In the entries, find all lines that hold the word "this" and copy them.

**Stored rows**
[Start]

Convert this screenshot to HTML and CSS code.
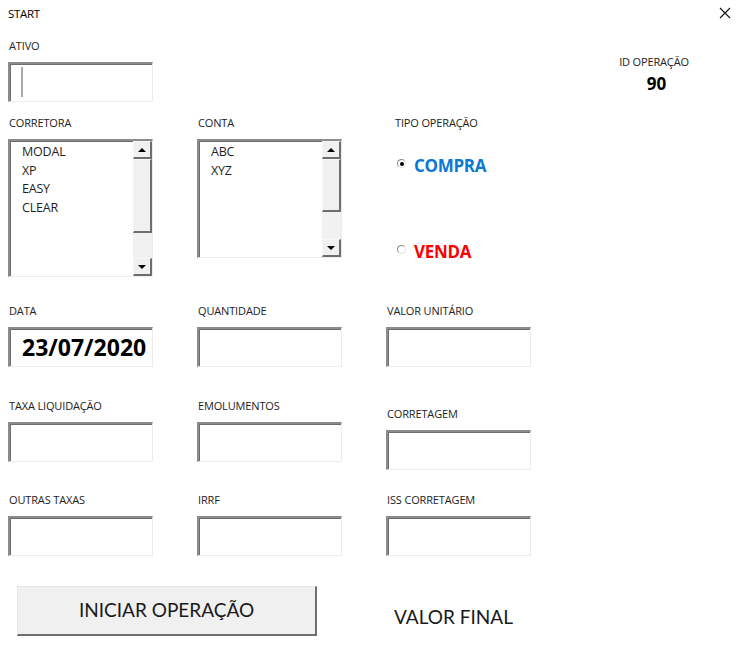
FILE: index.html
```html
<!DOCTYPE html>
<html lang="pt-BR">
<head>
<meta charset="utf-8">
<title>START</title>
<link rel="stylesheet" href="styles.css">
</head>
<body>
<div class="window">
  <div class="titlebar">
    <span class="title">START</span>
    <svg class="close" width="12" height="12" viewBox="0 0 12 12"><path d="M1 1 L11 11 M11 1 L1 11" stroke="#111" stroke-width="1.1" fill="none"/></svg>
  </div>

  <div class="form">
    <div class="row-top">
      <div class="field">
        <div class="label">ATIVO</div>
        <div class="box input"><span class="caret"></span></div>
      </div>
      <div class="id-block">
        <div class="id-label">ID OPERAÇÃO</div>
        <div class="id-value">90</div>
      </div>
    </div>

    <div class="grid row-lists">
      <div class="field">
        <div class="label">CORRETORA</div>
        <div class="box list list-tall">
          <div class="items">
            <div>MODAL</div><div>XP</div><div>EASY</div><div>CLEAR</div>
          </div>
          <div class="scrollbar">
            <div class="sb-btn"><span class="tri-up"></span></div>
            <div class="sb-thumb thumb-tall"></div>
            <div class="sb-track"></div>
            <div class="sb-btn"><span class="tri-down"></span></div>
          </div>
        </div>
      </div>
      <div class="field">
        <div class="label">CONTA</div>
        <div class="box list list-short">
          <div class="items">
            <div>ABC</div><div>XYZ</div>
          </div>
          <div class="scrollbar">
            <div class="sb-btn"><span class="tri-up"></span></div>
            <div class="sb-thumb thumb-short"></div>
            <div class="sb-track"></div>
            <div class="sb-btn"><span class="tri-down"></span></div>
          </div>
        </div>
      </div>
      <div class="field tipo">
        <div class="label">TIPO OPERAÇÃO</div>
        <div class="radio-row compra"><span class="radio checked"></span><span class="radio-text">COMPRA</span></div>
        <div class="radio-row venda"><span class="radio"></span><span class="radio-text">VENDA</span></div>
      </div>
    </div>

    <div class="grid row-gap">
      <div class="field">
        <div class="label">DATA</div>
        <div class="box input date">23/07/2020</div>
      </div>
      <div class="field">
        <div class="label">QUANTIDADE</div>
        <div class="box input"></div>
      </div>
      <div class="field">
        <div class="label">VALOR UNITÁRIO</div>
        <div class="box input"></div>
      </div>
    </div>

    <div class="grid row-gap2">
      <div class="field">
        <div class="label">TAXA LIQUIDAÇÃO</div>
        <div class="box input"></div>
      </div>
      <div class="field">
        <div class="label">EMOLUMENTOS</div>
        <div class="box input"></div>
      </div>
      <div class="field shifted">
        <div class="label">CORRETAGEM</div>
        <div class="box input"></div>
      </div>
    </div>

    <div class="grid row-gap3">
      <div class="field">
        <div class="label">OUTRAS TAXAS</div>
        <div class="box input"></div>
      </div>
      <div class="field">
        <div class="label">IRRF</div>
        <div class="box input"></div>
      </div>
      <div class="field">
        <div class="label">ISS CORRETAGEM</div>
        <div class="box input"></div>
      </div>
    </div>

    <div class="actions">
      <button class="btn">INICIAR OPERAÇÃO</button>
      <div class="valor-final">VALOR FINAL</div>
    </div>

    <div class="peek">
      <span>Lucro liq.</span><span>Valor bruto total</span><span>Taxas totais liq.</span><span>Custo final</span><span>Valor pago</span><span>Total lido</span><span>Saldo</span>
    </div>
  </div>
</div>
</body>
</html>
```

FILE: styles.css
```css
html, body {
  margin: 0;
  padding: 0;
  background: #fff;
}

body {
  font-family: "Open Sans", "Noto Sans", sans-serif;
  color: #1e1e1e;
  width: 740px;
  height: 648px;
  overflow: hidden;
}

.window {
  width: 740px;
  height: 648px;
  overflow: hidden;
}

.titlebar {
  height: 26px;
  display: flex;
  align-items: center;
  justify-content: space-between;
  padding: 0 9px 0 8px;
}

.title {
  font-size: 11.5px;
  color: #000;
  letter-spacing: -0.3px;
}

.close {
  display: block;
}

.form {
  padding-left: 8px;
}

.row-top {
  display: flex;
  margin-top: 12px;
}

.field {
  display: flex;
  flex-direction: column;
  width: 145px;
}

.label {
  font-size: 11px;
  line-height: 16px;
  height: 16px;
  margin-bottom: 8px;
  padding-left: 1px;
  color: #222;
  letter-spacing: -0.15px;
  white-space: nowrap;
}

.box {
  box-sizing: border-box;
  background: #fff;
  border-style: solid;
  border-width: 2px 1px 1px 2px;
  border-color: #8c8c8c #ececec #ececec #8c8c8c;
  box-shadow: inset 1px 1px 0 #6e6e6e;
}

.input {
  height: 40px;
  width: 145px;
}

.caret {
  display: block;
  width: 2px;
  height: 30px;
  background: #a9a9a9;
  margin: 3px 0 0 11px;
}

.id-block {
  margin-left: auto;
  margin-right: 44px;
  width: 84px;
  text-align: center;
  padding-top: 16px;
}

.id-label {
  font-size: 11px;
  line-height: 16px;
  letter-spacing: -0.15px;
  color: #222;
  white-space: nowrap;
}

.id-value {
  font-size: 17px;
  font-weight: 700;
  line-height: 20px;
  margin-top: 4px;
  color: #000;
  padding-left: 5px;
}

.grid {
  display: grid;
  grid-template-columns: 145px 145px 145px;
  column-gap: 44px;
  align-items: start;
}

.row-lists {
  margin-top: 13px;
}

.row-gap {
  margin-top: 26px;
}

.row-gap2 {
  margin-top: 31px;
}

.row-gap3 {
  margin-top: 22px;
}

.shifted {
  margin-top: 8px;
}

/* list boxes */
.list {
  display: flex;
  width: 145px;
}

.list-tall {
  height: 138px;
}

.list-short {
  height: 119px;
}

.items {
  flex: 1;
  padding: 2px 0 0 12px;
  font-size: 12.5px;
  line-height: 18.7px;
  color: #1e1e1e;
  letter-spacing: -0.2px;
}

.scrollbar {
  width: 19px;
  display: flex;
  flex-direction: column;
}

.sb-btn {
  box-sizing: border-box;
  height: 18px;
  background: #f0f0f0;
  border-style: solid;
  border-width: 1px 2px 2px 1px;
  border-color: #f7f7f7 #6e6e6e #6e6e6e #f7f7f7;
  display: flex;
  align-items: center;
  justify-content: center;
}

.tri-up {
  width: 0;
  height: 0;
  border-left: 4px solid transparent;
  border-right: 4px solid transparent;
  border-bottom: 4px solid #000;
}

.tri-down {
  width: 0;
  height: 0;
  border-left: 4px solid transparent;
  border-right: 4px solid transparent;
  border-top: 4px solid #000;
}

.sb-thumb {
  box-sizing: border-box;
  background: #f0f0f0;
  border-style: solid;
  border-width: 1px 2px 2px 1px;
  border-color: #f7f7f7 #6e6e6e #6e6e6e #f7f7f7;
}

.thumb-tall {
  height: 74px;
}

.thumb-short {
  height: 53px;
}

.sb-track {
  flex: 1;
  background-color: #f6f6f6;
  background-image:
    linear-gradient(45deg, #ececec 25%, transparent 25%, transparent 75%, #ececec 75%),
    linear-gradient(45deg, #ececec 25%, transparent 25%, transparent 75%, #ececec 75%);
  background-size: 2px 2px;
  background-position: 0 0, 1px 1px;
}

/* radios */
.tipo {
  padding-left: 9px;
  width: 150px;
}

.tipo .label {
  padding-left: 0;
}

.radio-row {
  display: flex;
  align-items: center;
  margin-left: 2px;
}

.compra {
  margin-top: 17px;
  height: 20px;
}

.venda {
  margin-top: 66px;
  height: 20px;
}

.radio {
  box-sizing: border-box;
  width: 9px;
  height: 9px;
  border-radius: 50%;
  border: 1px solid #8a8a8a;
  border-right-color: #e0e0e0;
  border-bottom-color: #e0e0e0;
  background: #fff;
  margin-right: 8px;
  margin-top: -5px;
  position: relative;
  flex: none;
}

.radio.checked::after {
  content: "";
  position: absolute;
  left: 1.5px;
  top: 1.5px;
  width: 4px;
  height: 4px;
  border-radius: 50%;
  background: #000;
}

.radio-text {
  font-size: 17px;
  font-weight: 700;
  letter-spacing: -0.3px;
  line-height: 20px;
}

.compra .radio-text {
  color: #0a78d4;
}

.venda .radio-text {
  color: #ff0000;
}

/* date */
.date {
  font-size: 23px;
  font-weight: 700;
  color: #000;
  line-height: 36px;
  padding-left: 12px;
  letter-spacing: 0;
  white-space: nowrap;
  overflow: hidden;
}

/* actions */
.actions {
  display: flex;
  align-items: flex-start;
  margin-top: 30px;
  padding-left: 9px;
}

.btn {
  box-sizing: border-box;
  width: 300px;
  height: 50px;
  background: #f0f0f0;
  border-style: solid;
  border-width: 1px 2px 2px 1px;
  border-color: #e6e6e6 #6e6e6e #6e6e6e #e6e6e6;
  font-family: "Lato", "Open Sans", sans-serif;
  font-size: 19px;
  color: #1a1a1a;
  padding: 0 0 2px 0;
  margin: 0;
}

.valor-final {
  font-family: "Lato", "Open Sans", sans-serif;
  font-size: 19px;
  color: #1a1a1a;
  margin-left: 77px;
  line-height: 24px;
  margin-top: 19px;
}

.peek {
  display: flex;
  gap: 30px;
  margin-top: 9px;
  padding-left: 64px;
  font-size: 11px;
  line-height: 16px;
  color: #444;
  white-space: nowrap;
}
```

[End]
[Start]

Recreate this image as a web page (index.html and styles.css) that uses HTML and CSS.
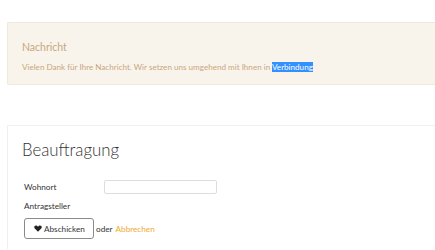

[End]

**Written solution**
Convert this screenshot to HTML and CSS code.
Recreate this image as a web page (index.html and styles.css) that uses HTML and CSS.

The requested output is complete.